*Entries supplied:*
-- START --
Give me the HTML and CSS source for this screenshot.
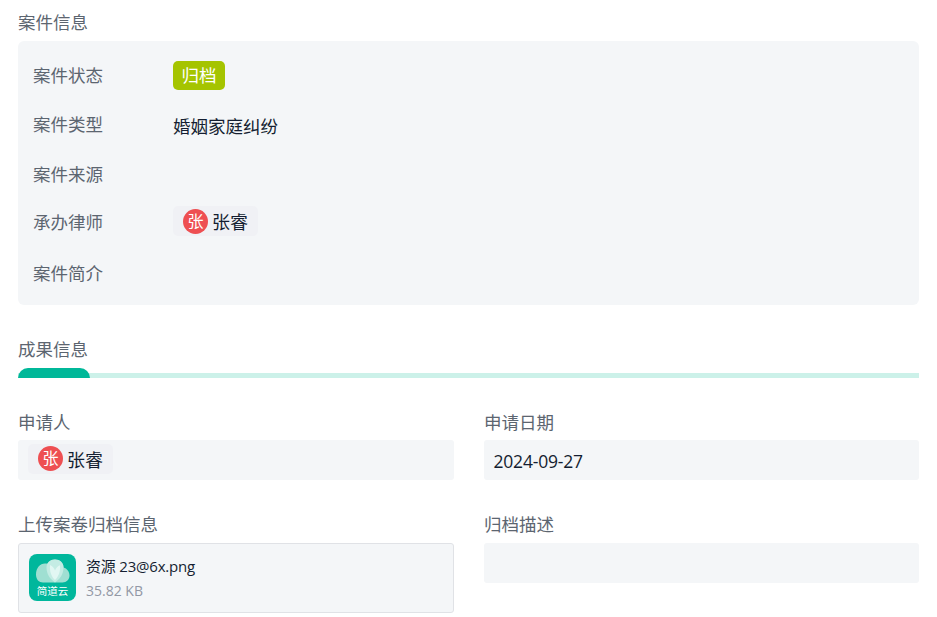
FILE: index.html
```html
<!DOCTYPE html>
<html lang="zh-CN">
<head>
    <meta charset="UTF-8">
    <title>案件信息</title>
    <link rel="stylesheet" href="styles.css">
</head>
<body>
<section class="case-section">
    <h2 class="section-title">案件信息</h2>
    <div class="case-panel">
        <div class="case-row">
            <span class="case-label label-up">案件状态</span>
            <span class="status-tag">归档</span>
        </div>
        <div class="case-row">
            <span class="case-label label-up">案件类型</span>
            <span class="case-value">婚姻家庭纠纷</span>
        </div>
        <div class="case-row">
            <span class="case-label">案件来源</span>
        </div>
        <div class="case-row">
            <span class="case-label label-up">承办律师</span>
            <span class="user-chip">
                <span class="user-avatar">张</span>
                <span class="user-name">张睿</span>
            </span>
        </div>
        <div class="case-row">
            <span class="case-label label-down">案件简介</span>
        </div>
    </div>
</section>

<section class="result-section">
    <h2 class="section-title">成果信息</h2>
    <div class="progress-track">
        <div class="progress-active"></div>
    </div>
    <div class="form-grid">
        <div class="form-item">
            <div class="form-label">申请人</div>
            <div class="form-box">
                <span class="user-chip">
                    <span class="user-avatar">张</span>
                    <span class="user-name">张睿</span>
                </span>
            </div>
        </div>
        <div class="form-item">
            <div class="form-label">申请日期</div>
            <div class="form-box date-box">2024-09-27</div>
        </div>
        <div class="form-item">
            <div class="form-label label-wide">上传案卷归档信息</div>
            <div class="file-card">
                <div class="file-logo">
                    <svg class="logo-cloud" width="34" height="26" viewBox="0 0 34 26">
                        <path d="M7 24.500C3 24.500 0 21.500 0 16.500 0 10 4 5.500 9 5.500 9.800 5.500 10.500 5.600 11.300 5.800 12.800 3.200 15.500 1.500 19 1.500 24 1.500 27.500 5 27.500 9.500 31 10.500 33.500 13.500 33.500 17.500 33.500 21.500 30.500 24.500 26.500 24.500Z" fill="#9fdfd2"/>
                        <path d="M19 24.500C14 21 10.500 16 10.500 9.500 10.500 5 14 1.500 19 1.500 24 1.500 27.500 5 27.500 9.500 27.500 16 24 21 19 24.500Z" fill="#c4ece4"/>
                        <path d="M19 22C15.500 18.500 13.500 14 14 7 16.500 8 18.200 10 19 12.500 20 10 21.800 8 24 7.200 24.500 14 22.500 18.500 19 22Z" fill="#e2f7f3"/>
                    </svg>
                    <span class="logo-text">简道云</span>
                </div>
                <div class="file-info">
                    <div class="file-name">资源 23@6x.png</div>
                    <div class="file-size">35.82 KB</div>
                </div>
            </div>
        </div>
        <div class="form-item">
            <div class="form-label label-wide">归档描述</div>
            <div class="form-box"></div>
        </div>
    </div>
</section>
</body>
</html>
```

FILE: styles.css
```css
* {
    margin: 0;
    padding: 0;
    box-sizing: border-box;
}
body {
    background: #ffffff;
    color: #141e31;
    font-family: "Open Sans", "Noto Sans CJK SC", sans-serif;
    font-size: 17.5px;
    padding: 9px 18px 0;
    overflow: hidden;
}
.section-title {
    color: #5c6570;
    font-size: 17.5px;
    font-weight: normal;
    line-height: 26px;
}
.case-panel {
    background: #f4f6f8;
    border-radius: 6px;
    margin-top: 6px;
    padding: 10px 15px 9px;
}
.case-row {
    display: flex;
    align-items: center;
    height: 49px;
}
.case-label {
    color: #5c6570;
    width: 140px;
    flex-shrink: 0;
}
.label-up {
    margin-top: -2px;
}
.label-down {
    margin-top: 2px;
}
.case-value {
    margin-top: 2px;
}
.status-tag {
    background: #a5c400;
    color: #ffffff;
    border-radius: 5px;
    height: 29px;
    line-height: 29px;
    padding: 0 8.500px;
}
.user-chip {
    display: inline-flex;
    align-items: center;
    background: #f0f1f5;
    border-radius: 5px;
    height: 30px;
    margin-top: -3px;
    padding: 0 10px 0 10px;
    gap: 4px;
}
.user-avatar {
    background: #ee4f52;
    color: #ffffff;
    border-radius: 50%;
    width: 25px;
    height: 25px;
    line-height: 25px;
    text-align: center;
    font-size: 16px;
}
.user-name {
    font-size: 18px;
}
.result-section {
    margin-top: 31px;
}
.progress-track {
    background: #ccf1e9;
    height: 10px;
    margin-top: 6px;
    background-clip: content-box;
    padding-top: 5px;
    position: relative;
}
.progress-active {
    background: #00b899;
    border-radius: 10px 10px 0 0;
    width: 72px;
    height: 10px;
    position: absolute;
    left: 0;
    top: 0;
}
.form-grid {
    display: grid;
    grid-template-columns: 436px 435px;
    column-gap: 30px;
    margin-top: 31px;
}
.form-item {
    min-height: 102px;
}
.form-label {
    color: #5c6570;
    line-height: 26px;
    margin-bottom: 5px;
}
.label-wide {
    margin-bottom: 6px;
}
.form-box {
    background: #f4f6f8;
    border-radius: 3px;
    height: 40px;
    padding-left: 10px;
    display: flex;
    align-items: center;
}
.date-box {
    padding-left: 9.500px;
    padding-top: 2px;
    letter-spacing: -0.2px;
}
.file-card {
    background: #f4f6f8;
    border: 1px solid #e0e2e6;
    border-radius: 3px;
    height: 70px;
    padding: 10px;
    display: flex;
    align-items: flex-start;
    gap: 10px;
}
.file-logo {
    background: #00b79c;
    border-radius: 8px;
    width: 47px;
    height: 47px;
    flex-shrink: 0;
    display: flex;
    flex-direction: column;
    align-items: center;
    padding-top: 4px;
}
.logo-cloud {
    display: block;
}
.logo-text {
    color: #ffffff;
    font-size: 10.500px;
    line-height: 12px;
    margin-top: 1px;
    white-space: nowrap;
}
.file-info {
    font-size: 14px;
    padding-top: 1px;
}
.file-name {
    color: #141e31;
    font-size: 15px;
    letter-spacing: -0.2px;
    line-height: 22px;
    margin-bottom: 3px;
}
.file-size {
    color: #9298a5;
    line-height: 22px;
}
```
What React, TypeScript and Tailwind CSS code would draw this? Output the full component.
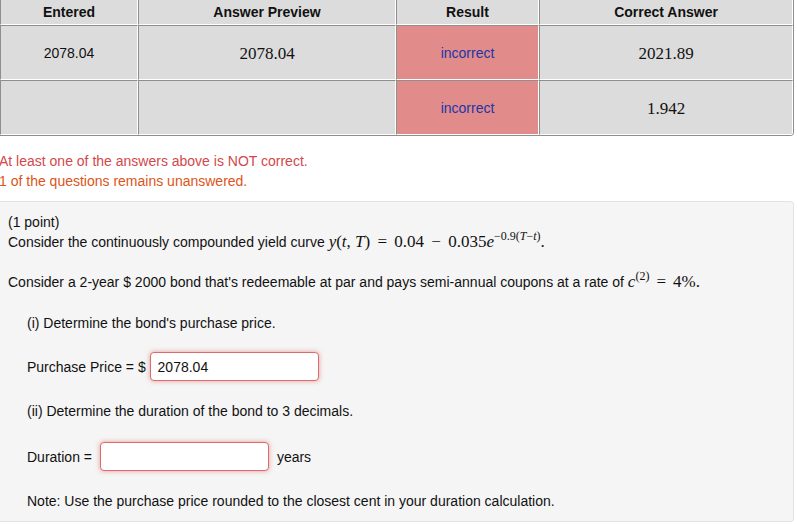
-- END --
*Exercise brief:* Check each line of the data above for the string "this", then report how many lines have it, with no other words.

*Output of the exercise:* 2